We associate the word 'matrix' with science fiction (cf the series of films including The Matrix and The Matrix Reloaded), computer hardware (dot-matrix) and business (matrix management), but it is, in fact, an old word. In most different senses of the word 'matrix', the basic underlying meaning is 'enclosing structure' or 'the place where something originates'. The original 'enclosing structure' or 'place' that 'matrix' referred to was the womb, and the OED has citations for this sense right up to this century.
Thus 'matrix' is related to the word 'mother', both going back to the Latin māter, mother, and, indeed, back before that.
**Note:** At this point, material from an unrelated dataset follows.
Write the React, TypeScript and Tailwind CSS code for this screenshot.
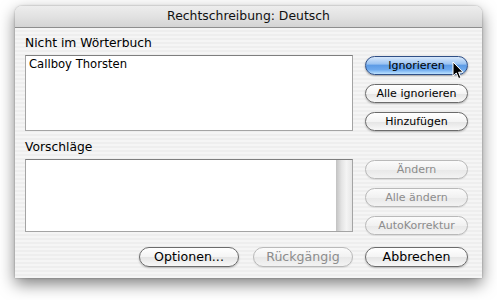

The words for 'mother' in most Indo-European languages are cognates, ie they derive from the same source, probably Proto-Indo-European, the earliest ancestor of all the languages in the Indo-European group.
I went on an 'Introduction to Sanskrit' course on Saturday (Sanskrit came after Proto-Indo-European), and the teacher told us that the dhatu (he translated this as 'seed form' which I think means something like 'word root') mā, in the words 'mother' and 'matrix' meant 'measure'. A mother is, therefore, in Sanskrit 'one who measures out ...'. 'Father' in Sanskrit comes from the dhatu pā, meaning 'to protect' (think 'paternal' in English).